With reference to comments from the CEO of Brookfield Renewable Energy Partners, specifically Richard Legault's commentary describing our recent credit facility of $25 million and the 400,000 share purchase warrants exercisable at $2.50 per share issued as a bonus to the lender, it is imporant to note that this was negotiated prior to the sales process. More importantly, Mr. Legault should have provided our shareholders in the Brookfield press release or in its offer circular more details about the extensive prior dealings and negotiations between Brookfield and Western Wind that led to a financing term sheet proposal in October 2011 from an affiliate of Brookfield. In that proposed term sheet, Brookfield offered to lend $60 million to Western Wind in two phases: a first phase of $25 million and a second phase of $35 million. In addition to fees and interest exceeding 13%, Brookfield requested a bonus of 15% of the entire Company in the form of 9 million share purchase warrants at a price indicative of the share price in October, 2011.

Western Wind rejected the above Brookfield offer, even after the request by Brookfield was reduced to 6 million share purchase warrants.

Regarding Mr. Legault's comment that "the Brookfield offer was made without due diligence", nothing could be further from the truth. Principally, in the fall of 2011, Western Wind met with representatives of Brookfield and its affiliates a number of times concerning the business of Western Wind and how the two companies might work together. At which time, extensive confidential material non-public information about Western Wind was provided. Those meetings lead to the financing proposal referred to earlier in this press release. Western Wind has requested that the Ontario Securities Commission review the conduct of Brookfield and consider whether Brookfield should have provided a valuation opinion along with its offer. It is Western Wind's view that a valuation opinion should have been provided in connection with the Brookfield offer.

Our strategy going forward is to complete financial close on Yabucoa as this event will add substantial value to the shareholders of Western Wind. Financial close by our lending group is deemed to have removed all the risks associated with the project and implies a substantial increase in value. This facilitates not only attracting a much better price for the company as a whole, but an even greater price by the splitting of assets to multiple buyers.

Additionally, Western Wind's four operating projects bring in enough revenue every month to substantially reduce debt and increase shareholder value.

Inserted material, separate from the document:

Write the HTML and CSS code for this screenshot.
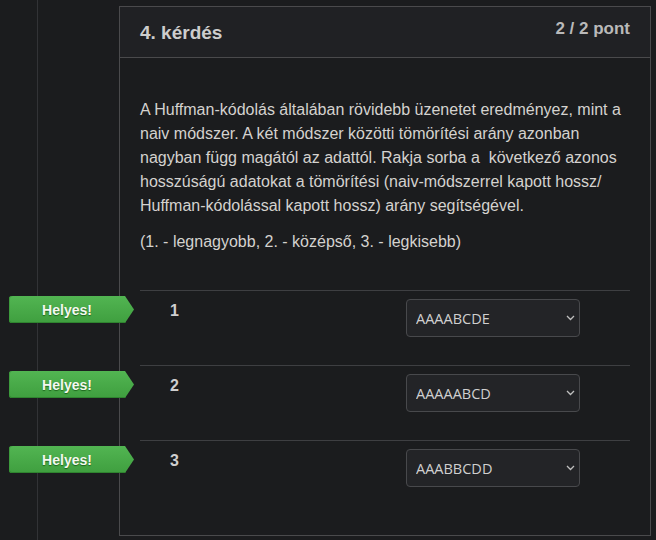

Western Wind will be sold in an expeditious and sound manner and time is on the side of the Western Wind shareholder.

We strongly believe in Mr. Legault's objective of having a Board supported approval of an acceptable Western Wind bid and the door is still wide open between Brookfield and Western Wind.

ABOUT WESTERN WIND ENERGY CORP.

Western Wind is an independent vertically integrated renewable energy production company that owns and operates wind and solar generation facilities with 165 net MW of rated capacity operating in the States of California and Arizona. Western Wind further owns substantial development assets for both solar and wind energy in the U.S. The Company is headquartered in Vancouver, BC and has branch offices in Scottsdale, Arizona and Tehachapi, California. Western Wind trades on the TSX Venture Exchange under the symbol "WND", and in the United States on the OTCQX under the symbol "WNDEF".

Western Wind owns and operates three wind energy generation facilities in California, and one fully integrated combined wind and solar energy generation facility in Arizona. The three operating wind generation facilities in California are comprised of the 120MW Windstar, the 4.5MW Windridge, both in Tehachapi, and the 30MW Mesa facility near Palm Springs. The facility in Arizona is the Company's 10.5MW Kingman integrated solar and wind facility. The Company is further developing wind and solar energy projects in California, Arizona, and Puerto Rico.



ON BEHALF OF THE BOARD OF DIRECTORS

"SIGNED"

Jeffrey J. Ciachurski
President & Chief Executive Officer

Investor Relations Contact:

Lawrence Casse
AlphaEdge

Tel: (416) 992-7227
Email: alphaedgeinc@gmail.com

Neither the TSX Venture Exchange nor its Regulation Services Provider (as that term is defined in the policies of the TSX Venture Exchange) accepts responsibility for the adequacy or accuracy of this release.

CAUTIONARY STATEMENT ON FORWARD-LOOKING INFORMATION

This news release contains certain statements that may be considered "forward-looking statements, such as references to the intended sale of Western Wind and its assets. Forward looking statements are statements that are not historical facts and are generally, but not always, identified by the words "expects", "plans", "anticipates", "believes", "intends", "estimates", "projects", "potential" and similar expressions, or that events or conditions "will", "would", "may", "could" or "should" occur. The forward-looking statements in this press release include statements regarding the value of a potential sale of the Company based on expressions of interest received from auction participants, alternative sales discussions with third parties and potential transactions resulting from such discussions. The forward-looking statements included in this press release are based on reasonable assumptions, including that the expressions of interest and discussions with third parties may result in a higher potential sales price and that the Company will be able to successfully negotiate and complete a sale with a third party. Factors that may cause results to vary from anticipations include the risk that the Company may not be able to successfully negotiate a sale on terms more favourable than pursuant to the Offer and even if it is able to negotiate such a sale, that may not be able to satisfy applicable conditions, including receipt of requisite approvals, or complete the transaction. Although Western Wind believes the expectations expressed in the forward-looking statements are based on reasonable assumptions, such statements are not guarantees of future outcomes and actual results may differ materially from those contained in forward looking statements. Forward looking statements are based on the beliefs, estimates and opinions of Western Wind's management on the date the statements are made. Western Wind undertakes no obligation to update these forward-looking statements in the event that management's beliefs, estimates or opinions, or other factors, should change, except as required by law.